TASK PROMPT. Write out each line of the listing as it stands, without the images.

DATA SECTION.
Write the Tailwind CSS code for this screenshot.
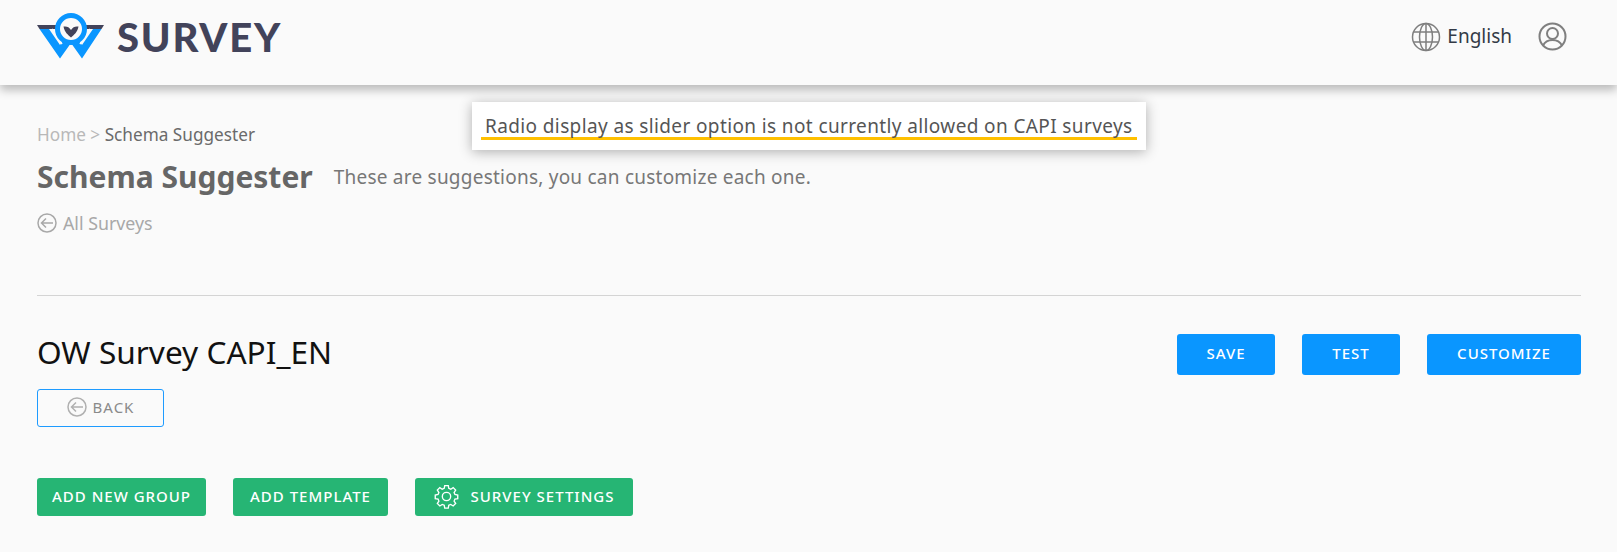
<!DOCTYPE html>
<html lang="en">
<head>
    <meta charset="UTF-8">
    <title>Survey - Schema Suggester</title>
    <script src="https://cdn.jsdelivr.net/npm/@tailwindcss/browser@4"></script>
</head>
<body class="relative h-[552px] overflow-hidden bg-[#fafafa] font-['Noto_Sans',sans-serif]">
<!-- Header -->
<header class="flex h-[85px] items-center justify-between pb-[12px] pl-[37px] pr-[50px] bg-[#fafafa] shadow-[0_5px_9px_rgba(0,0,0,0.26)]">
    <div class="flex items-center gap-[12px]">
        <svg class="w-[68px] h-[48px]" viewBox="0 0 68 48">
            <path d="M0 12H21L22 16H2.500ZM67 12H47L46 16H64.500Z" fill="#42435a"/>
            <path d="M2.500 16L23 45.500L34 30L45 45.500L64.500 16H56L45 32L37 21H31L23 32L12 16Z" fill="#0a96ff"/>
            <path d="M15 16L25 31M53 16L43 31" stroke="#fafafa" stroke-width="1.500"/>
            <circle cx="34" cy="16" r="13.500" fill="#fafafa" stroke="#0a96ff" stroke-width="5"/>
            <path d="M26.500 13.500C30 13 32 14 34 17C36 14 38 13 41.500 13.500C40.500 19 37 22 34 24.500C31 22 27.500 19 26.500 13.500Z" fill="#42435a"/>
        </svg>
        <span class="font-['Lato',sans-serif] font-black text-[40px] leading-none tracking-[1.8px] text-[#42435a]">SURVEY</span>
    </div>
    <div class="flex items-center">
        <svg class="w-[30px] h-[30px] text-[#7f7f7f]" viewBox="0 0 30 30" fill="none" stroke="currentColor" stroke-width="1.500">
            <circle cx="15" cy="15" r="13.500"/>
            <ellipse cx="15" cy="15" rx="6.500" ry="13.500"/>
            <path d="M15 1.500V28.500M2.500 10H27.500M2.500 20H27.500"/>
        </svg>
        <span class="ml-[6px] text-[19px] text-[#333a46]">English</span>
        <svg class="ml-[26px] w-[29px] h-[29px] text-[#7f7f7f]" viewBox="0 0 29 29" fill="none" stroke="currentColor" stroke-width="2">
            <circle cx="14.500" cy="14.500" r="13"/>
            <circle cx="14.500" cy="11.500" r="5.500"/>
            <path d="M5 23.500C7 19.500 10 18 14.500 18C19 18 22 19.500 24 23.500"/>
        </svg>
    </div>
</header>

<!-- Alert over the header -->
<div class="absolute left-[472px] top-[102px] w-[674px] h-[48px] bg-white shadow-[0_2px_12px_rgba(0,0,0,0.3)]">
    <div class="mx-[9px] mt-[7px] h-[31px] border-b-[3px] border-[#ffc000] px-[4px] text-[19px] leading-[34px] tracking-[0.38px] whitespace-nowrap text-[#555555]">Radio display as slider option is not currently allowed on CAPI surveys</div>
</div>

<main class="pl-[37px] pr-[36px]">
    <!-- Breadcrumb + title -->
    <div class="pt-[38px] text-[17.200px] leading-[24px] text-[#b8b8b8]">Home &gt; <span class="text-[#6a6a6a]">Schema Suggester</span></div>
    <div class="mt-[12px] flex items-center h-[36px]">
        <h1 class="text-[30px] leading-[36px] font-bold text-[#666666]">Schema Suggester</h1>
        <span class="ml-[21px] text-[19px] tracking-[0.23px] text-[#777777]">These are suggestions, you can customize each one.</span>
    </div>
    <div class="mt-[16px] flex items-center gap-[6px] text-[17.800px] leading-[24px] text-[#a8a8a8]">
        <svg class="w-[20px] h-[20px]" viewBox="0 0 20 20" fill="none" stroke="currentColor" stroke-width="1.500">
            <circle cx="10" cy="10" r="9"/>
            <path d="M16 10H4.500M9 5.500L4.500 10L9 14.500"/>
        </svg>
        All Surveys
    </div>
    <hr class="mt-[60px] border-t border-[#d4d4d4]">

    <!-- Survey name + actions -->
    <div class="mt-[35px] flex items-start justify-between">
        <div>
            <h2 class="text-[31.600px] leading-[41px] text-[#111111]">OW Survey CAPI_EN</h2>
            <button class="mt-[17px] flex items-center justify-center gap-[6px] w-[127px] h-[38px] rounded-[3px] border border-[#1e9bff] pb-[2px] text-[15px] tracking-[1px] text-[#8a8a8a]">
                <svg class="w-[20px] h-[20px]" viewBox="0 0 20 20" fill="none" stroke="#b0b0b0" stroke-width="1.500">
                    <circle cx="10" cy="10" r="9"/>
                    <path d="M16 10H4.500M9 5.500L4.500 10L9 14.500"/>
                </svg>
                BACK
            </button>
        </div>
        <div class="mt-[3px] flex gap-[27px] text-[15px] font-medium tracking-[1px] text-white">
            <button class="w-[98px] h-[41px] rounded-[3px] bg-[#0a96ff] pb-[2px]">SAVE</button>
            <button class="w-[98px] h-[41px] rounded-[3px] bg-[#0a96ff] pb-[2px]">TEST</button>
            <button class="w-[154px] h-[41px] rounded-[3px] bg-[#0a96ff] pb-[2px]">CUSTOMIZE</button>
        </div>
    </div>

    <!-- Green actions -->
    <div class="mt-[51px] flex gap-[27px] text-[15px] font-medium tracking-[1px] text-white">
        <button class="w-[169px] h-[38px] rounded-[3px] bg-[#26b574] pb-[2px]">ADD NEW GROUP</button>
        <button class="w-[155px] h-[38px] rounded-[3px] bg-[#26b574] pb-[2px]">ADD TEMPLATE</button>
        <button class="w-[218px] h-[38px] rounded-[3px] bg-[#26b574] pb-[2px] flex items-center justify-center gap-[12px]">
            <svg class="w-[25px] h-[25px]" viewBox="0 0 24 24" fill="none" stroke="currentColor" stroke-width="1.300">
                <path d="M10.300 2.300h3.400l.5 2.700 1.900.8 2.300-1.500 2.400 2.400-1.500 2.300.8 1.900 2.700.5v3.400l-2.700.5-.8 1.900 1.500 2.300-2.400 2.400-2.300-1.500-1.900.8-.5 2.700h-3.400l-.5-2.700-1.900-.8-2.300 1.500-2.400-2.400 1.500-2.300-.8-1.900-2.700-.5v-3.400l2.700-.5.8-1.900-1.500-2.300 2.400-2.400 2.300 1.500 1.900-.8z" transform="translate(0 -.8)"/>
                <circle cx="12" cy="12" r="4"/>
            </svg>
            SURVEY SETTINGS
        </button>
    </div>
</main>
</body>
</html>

IN RESPONSE.
Write the Tailwind CSS code for this screenshot.
<!DOCTYPE html>
<html lang="en">
<head>
    <meta charset="UTF-8">
    <title>Survey - Schema Suggester</title>
    <script src="https://cdn.jsdelivr.net/npm/@tailwindcss/browser@4"></script>
</head>
<body class="relative h-[552px] overflow-hidden bg-[#fafafa] font-['Noto_Sans',sans-serif]">
<!-- Header -->
<header class="flex h-[85px] items-center justify-between pb-[12px] pl-[37px] pr-[50px] bg-[#fafafa] shadow-[0_5px_9px_rgba(0,0,0,0.26)]">
    <div class="flex items-center gap-[12px]">
        <svg class="w-[68px] h-[48px]" viewBox="0 0 68 48">
            <path d="M0 12H21L22 16H2.500ZM67 12H47L46 16H64.500Z" fill="#42435a"/>
            <path d="M2.500 16L23 45.500L34 30L45 45.500L64.500 16H56L45 32L37 21H31L23 32L12 16Z" fill="#0a96ff"/>
            <path d="M15 16L25 31M53 16L43 31" stroke="#fafafa" stroke-width="1.500"/>
            <circle cx="34" cy="16" r="13.500" fill="#fafafa" stroke="#0a96ff" stroke-width="5"/>
            <path d="M26.500 13.500C30 13 32 14 34 17C36 14 38 13 41.500 13.500C40.500 19 37 22 34 24.500C31 22 27.500 19 26.500 13.500Z" fill="#42435a"/>
        </svg>
        <span class="font-['Lato',sans-serif] font-black text-[40px] leading-none tracking-[1.8px] text-[#42435a]">SURVEY</span>
    </div>
    <div class="flex items-center">
        <svg class="w-[30px] h-[30px] text-[#7f7f7f]" viewBox="0 0 30 30" fill="none" stroke="currentColor" stroke-width="1.500">
            <circle cx="15" cy="15" r="13.500"/>
            <ellipse cx="15" cy="15" rx="6.500" ry="13.500"/>
            <path d="M15 1.500V28.500M2.500 10H27.500M2.500 20H27.500"/>
        </svg>
        <span class="ml-[6px] text-[19px] text-[#333a46]">English</span>
        <svg class="ml-[26px] w-[29px] h-[29px] text-[#7f7f7f]" viewBox="0 0 29 29" fill="none" stroke="currentColor" stroke-width="2">
            <circle cx="14.500" cy="14.500" r="13"/>
            <circle cx="14.500" cy="11.500" r="5.500"/>
            <path d="M5 23.500C7 19.500 10 18 14.500 18C19 18 22 19.500 24 23.500"/>
        </svg>
    </div>
</header>

<!-- Alert over the header -->
<div class="absolute left-[472px] top-[102px] w-[674px] h-[48px] bg-white shadow-[0_2px_12px_rgba(0,0,0,0.3)]">
    <div class="mx-[9px] mt-[7px] h-[31px] border-b-[3px] border-[#ffc000] px-[4px] text-[19px] leading-[34px] tracking-[0.38px] whitespace-nowrap text-[#555555]">Radio display as slider option is not currently allowed on CAPI surveys</div>
</div>

<main class="pl-[37px] pr-[36px]">
    <!-- Breadcrumb + title -->
    <div class="pt-[38px] text-[17.200px] leading-[24px] text-[#b8b8b8]">Home &gt; <span class="text-[#6a6a6a]">Schema Suggester</span></div>
    <div class="mt-[12px] flex items-center h-[36px]">
        <h1 class="text-[30px] leading-[36px] font-bold text-[#666666]">Schema Suggester</h1>
        <span class="ml-[21px] text-[19px] tracking-[0.23px] text-[#777777]">These are suggestions, you can customize each one.</span>
    </div>
    <div class="mt-[16px] flex items-center gap-[6px] text-[17.800px] leading-[24px] text-[#a8a8a8]">
        <svg class="w-[20px] h-[20px]" viewBox="0 0 20 20" fill="none" stroke="currentColor" stroke-width="1.500">
            <circle cx="10" cy="10" r="9"/>
            <path d="M16 10H4.500M9 5.500L4.500 10L9 14.500"/>
        </svg>
        All Surveys
    </div>
    <hr class="mt-[60px] border-t border-[#d4d4d4]">

    <!-- Survey name + actions -->
    <div class="mt-[35px] flex items-start justify-between">
        <div>
            <h2 class="text-[31.600px] leading-[41px] text-[#111111]">OW Survey CAPI_EN</h2>
            <button class="mt-[17px] flex items-center justify-center gap-[6px] w-[127px] h-[38px] rounded-[3px] border border-[#1e9bff] pb-[2px] text-[15px] tracking-[1px] text-[#8a8a8a]">
                <svg class="w-[20px] h-[20px]" viewBox="0 0 20 20" fill="none" stroke="#b0b0b0" stroke-width="1.500">
                    <circle cx="10" cy="10" r="9"/>
                    <path d="M16 10H4.500M9 5.500L4.500 10L9 14.500"/>
                </svg>
                BACK
            </button>
        </div>
        <div class="mt-[3px] flex gap-[27px] text-[15px] font-medium tracking-[1px] text-white">
            <button class="w-[98px] h-[41px] rounded-[3px] bg-[#0a96ff] pb-[2px]">SAVE</button>
            <button class="w-[98px] h-[41px] rounded-[3px] bg-[#0a96ff] pb-[2px]">TEST</button>
            <button class="w-[154px] h-[41px] rounded-[3px] bg-[#0a96ff] pb-[2px]">CUSTOMIZE</button>
        </div>
    </div>

    <!-- Green actions -->
    <div class="mt-[51px] flex gap-[27px] text-[15px] font-medium tracking-[1px] text-white">
        <button class="w-[169px] h-[38px] rounded-[3px] bg-[#26b574] pb-[2px]">ADD NEW GROUP</button>
        <button class="w-[155px] h-[38px] rounded-[3px] bg-[#26b574] pb-[2px]">ADD TEMPLATE</button>
        <button class="w-[218px] h-[38px] rounded-[3px] bg-[#26b574] pb-[2px] flex items-center justify-center gap-[12px]">
            <svg class="w-[25px] h-[25px]" viewBox="0 0 24 24" fill="none" stroke="currentColor" stroke-width="1.300">
                <path d="M10.300 2.300h3.400l.5 2.700 1.900.8 2.300-1.500 2.400 2.400-1.500 2.300.8 1.900 2.700.5v3.400l-2.700.5-.8 1.900 1.500 2.300-2.400 2.400-2.300-1.500-1.900.8-.5 2.700h-3.400l-.5-2.700-1.900-.8-2.300 1.500-2.400-2.400 1.500-2.300-.8-1.900-2.700-.5v-3.400l2.700-.5.8-1.900-1.500-2.300 2.400-2.400 2.300 1.500 1.900-.8z" transform="translate(0 -.8)"/>
                <circle cx="12" cy="12" r="4"/>
            </svg>
            SURVEY SETTINGS
        </button>
    </div>
</main>
</body>
</html>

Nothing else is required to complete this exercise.